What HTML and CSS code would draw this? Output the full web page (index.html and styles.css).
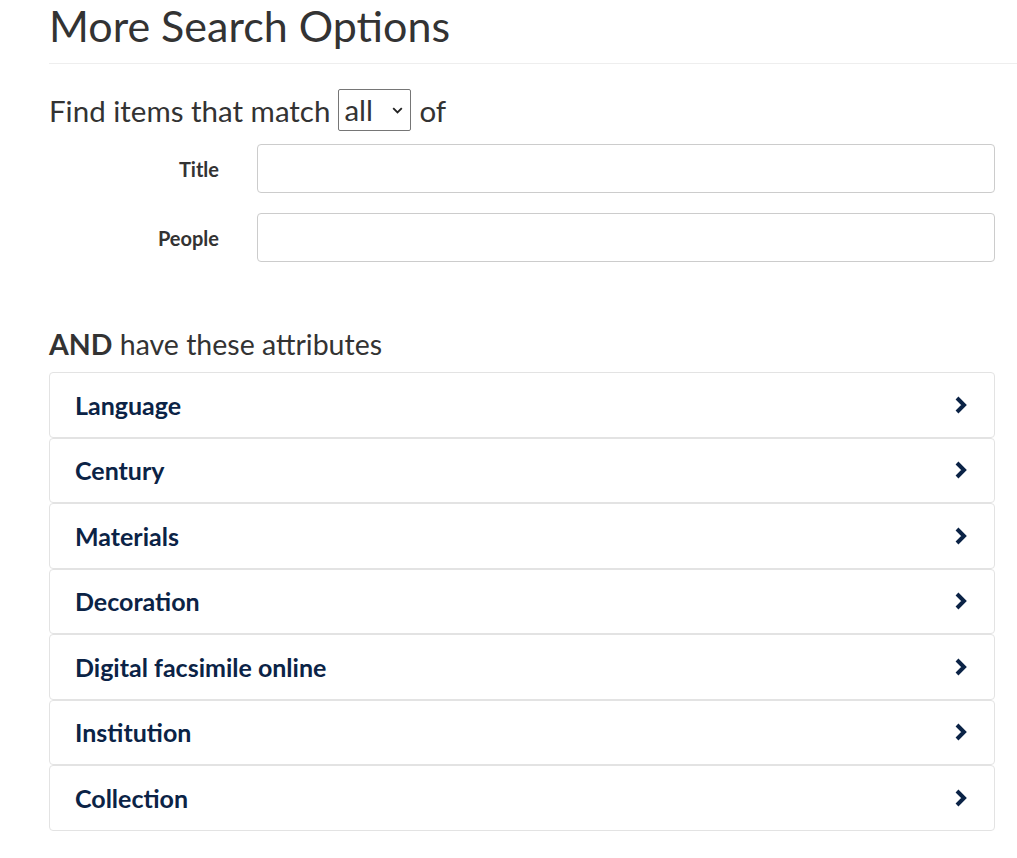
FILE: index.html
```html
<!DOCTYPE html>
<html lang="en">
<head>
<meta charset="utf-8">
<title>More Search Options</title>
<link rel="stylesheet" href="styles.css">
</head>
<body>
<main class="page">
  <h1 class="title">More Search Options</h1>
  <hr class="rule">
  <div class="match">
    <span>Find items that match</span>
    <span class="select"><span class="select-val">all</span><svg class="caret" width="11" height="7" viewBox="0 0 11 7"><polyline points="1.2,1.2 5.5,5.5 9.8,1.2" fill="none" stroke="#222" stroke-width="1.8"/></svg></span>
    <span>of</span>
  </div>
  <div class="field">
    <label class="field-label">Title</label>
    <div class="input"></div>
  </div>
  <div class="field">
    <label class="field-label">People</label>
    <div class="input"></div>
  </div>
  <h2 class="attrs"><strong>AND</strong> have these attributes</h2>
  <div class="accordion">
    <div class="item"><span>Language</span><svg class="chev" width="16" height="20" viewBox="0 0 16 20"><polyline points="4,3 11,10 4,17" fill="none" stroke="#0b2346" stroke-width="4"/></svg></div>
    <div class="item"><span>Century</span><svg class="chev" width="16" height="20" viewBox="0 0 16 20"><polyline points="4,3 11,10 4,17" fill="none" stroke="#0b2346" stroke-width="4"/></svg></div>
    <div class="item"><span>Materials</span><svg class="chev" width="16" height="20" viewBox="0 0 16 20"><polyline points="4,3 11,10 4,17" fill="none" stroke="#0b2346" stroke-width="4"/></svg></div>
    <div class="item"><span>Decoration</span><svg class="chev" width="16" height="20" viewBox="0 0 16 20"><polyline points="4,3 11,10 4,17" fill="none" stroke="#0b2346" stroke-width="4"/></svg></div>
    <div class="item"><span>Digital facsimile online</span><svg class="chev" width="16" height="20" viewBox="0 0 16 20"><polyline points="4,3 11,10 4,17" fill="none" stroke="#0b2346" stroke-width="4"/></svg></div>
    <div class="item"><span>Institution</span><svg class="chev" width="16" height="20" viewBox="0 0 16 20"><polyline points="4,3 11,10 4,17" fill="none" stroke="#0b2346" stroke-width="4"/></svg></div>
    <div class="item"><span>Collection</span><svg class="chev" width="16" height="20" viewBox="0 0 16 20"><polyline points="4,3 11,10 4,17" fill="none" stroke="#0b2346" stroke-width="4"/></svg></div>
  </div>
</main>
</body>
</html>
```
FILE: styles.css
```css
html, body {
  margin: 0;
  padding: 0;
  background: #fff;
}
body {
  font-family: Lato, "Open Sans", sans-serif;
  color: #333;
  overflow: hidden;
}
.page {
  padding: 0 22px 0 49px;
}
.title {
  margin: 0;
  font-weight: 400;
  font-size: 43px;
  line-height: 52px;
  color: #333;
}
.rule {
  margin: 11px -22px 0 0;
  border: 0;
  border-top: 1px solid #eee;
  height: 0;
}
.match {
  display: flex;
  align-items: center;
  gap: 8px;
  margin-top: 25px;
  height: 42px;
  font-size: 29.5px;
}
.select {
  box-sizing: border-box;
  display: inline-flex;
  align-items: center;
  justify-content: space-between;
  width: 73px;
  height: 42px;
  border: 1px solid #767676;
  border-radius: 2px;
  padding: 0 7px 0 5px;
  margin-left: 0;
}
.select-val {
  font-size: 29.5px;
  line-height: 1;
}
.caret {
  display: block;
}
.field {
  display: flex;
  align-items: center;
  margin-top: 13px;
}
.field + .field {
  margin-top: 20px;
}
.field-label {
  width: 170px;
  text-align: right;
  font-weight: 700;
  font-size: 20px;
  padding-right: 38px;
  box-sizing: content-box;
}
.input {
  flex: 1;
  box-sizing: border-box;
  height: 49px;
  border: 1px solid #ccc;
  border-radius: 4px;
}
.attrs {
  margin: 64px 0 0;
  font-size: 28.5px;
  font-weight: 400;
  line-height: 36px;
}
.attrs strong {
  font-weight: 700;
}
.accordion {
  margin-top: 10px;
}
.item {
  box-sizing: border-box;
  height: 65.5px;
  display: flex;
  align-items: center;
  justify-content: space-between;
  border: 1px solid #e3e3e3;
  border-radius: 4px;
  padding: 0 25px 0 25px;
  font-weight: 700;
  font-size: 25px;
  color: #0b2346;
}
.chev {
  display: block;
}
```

▸ EXERCISE DIRECTIONS
Retype the whole listing, keeping every line identical and omitting all pictures.

▸ IN RESPONSE
What HTML and CSS code would draw this? Output the full web page (index.html and styles.css).
FILE: index.html
```html
<!DOCTYPE html>
<html lang="en">
<head>
<meta charset="utf-8">
<title>More Search Options</title>
<link rel="stylesheet" href="styles.css">
</head>
<body>
<main class="page">
  <h1 class="title">More Search Options</h1>
  <hr class="rule">
  <div class="match">
    <span>Find items that match</span>
    <span class="select"><span class="select-val">all</span><svg class="caret" width="11" height="7" viewBox="0 0 11 7"><polyline points="1.2,1.2 5.5,5.5 9.8,1.2" fill="none" stroke="#222" stroke-width="1.8"/></svg></span>
    <span>of</span>
  </div>
  <div class="field">
    <label class="field-label">Title</label>
    <div class="input"></div>
  </div>
  <div class="field">
    <label class="field-label">People</label>
    <div class="input"></div>
  </div>
  <h2 class="attrs"><strong>AND</strong> have these attributes</h2>
  <div class="accordion">
    <div class="item"><span>Language</span><svg class="chev" width="16" height="20" viewBox="0 0 16 20"><polyline points="4,3 11,10 4,17" fill="none" stroke="#0b2346" stroke-width="4"/></svg></div>
    <div class="item"><span>Century</span><svg class="chev" width="16" height="20" viewBox="0 0 16 20"><polyline points="4,3 11,10 4,17" fill="none" stroke="#0b2346" stroke-width="4"/></svg></div>
    <div class="item"><span>Materials</span><svg class="chev" width="16" height="20" viewBox="0 0 16 20"><polyline points="4,3 11,10 4,17" fill="none" stroke="#0b2346" stroke-width="4"/></svg></div>
    <div class="item"><span>Decoration</span><svg class="chev" width="16" height="20" viewBox="0 0 16 20"><polyline points="4,3 11,10 4,17" fill="none" stroke="#0b2346" stroke-width="4"/></svg></div>
    <div class="item"><span>Digital facsimile online</span><svg class="chev" width="16" height="20" viewBox="0 0 16 20"><polyline points="4,3 11,10 4,17" fill="none" stroke="#0b2346" stroke-width="4"/></svg></div>
    <div class="item"><span>Institution</span><svg class="chev" width="16" height="20" viewBox="0 0 16 20"><polyline points="4,3 11,10 4,17" fill="none" stroke="#0b2346" stroke-width="4"/></svg></div>
    <div class="item"><span>Collection</span><svg class="chev" width="16" height="20" viewBox="0 0 16 20"><polyline points="4,3 11,10 4,17" fill="none" stroke="#0b2346" stroke-width="4"/></svg></div>
  </div>
</main>
</body>
</html>
```
FILE: styles.css
```css
html, body {
  margin: 0;
  padding: 0;
  background: #fff;
}
body {
  font-family: Lato, "Open Sans", sans-serif;
  color: #333;
  overflow: hidden;
}
.page {
  padding: 0 22px 0 49px;
}
.title {
  margin: 0;
  font-weight: 400;
  font-size: 43px;
  line-height: 52px;
  color: #333;
}
.rule {
  margin: 11px -22px 0 0;
  border: 0;
  border-top: 1px solid #eee;
  height: 0;
}
.match {
  display: flex;
  align-items: center;
  gap: 8px;
  margin-top: 25px;
  height: 42px;
  font-size: 29.5px;
}
.select {
  box-sizing: border-box;
  display: inline-flex;
  align-items: center;
  justify-content: space-between;
  width: 73px;
  height: 42px;
  border: 1px solid #767676;
  border-radius: 2px;
  padding: 0 7px 0 5px;
  margin-left: 0;
}
.select-val {
  font-size: 29.5px;
  line-height: 1;
}
.caret {
  display: block;
}
.field {
  display: flex;
  align-items: center;
  margin-top: 13px;
}
.field + .field {
  margin-top: 20px;
}
.field-label {
  width: 170px;
  text-align: right;
  font-weight: 700;
  font-size: 20px;
  padding-right: 38px;
  box-sizing: content-box;
}
.input {
  flex: 1;
  box-sizing: border-box;
  height: 49px;
  border: 1px solid #ccc;
  border-radius: 4px;
}
.attrs {
  margin: 64px 0 0;
  font-size: 28.5px;
  font-weight: 400;
  line-height: 36px;
}
.attrs strong {
  font-weight: 700;
}
.accordion {
  margin-top: 10px;
}
.item {
  box-sizing: border-box;
  height: 65.5px;
  display: flex;
  align-items: center;
  justify-content: space-between;
  border: 1px solid #e3e3e3;
  border-radius: 4px;
  padding: 0 25px 0 25px;
  font-weight: 700;
  font-size: 25px;
  color: #0b2346;
}
.chev {
  display: block;
}
```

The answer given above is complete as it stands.